Similarly, high-impact land uses don’t cease to have impact at the edges of the buildings and process equipment sitting on a parcel. Noise, fumes, runoff, traffic, and visual impacts do not necessarily stay within the boundaries of the equipment or the parcel property lines. Definitions and interpretations of the LDC should err on the side of conservatism and respect for the existing property owners impacted by a proposed land use, especially when the proposed land use is inconsistent with the current zoning and planned land use.
💡 Instead of relaxing the requirements through a more limiting definition of how setbacks are determined, Henderson County’s LDC should clarify separation setback as measured from the parcel boundary of the property being developed to the parcel boundary of adjacent properties.
💥 TAKE ACTION: Attend in person or write a letter in opposition to changes that favor asphalt plants over citizens.
The Board of Commissioners will hold a public hearing on the proposed Land Development Code Text Amendments (TX- 2020-01) during their regularly scheduled meeting on Wednesday, October 21, 2020 at 9:30 am in the Historic Courthouse on Main Street, Hendersonville, NC. The Board will receive public comment. The signup sheet will be available at the front of the Boardroom.
👉🏻 Emails intending to act as public input must be addressed to input@hendersoncountync.gov, must have a subject line reading “October 21, 2020 public comment”, must be signed, and must be received at that address by not later than 5:00 p.m. on October 20, 2020.
I knew something was up when they were developing the property, driveway and clearing trees. Wonder if they got a permit for that. Ridiculous!
The home school issue weighed heavy on the minds of the commissioners. If they change this code it will lift that burden.
It is obvious to me that they are making these changes to accommodate the asphalt plant.
I think it would be best to have a large turnout at this hearing and our attorney should be present.
Thank you for this clarification, Shannon. This has happened quickly. Our focus and the focus of our elected officials must be for the good of our community, the well being of our citizens and the orderly preservation of our land.
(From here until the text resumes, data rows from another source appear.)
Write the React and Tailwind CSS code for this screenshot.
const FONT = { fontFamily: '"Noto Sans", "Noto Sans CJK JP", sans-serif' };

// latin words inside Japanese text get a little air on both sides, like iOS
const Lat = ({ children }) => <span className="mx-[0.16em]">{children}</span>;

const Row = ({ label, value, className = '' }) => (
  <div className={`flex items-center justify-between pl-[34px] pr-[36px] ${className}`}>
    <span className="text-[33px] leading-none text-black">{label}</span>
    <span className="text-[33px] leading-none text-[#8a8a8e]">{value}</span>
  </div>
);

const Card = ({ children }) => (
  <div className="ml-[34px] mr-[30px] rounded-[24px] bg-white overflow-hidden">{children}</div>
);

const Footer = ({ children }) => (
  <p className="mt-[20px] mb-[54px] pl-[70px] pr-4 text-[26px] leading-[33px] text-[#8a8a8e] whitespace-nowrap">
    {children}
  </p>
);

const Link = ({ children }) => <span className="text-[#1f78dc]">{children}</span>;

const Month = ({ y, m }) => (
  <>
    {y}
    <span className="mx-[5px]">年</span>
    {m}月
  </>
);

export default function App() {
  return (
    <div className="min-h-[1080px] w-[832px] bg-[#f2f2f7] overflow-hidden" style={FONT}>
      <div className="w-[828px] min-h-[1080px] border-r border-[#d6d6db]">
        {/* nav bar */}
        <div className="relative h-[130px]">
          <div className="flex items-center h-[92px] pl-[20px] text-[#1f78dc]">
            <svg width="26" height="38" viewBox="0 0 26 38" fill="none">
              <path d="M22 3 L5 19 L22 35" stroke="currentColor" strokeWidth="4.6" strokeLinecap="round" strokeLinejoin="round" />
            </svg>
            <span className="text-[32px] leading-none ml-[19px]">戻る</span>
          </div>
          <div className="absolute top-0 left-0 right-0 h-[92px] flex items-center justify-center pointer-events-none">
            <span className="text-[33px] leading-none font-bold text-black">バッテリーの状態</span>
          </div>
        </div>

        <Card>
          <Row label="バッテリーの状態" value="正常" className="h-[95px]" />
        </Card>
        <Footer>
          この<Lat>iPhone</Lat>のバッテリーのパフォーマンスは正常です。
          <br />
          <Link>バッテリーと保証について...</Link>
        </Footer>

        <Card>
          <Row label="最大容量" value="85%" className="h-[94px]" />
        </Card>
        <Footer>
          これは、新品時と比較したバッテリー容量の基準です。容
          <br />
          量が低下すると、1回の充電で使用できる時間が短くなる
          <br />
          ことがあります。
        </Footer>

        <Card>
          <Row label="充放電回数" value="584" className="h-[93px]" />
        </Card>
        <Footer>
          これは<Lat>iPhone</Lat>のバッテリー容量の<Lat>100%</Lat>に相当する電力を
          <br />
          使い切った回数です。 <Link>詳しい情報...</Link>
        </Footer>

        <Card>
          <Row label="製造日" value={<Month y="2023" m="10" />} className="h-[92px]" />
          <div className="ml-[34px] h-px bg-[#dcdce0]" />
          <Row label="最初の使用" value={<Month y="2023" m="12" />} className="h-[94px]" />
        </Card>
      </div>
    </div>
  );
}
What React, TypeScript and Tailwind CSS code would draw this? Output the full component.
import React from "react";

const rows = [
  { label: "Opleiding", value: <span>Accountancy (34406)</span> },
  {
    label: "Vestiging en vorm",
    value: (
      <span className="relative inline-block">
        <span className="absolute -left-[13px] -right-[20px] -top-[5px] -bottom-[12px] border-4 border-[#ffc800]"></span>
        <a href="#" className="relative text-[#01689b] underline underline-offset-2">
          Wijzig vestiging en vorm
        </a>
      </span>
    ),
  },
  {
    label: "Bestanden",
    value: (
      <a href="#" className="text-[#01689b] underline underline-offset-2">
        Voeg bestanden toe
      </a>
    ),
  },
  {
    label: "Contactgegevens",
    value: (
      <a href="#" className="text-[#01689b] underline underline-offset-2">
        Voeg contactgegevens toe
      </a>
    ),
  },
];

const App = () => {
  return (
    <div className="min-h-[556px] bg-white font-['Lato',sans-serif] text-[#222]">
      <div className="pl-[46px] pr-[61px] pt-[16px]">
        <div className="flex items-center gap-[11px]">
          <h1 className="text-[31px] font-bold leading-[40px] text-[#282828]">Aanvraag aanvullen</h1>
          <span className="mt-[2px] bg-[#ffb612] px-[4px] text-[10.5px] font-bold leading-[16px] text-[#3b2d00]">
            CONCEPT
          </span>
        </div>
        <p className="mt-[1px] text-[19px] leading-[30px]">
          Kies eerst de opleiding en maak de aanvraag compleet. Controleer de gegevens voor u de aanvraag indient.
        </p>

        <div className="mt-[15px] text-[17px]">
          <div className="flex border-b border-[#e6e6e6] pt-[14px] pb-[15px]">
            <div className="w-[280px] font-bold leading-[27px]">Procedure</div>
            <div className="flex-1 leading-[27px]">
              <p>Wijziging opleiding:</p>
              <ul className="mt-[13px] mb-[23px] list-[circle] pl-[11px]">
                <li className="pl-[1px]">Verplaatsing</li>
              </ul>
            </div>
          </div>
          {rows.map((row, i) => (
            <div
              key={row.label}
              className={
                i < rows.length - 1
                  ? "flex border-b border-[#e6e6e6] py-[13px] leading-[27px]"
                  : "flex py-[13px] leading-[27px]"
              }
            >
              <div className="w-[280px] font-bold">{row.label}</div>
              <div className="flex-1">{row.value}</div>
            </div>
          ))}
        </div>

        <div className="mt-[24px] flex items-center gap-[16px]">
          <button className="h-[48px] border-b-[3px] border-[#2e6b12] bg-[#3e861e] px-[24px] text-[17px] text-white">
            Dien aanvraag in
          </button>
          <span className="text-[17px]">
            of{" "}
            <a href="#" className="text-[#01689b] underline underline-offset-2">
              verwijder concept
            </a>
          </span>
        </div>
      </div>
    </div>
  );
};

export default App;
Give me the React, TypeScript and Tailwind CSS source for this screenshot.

These proposed Amendments do not carry the concern for people nor the land. These amendments appear to privilege one person, Mr Shipman and his desire to rezone residential commercial into industrial property. This must be opposed. Our beloved people and our beloved land deserve our focused energy not the singular economic profits of one individual. With due respect to our county Comissioners their position regarding this matter needs to be made with the highest of ethical Standards and with Clear wisdom on behalf of our people. They are our elected officials. They are guardians of our future. These and dementia must be opposed. The rezoning request must be opposed.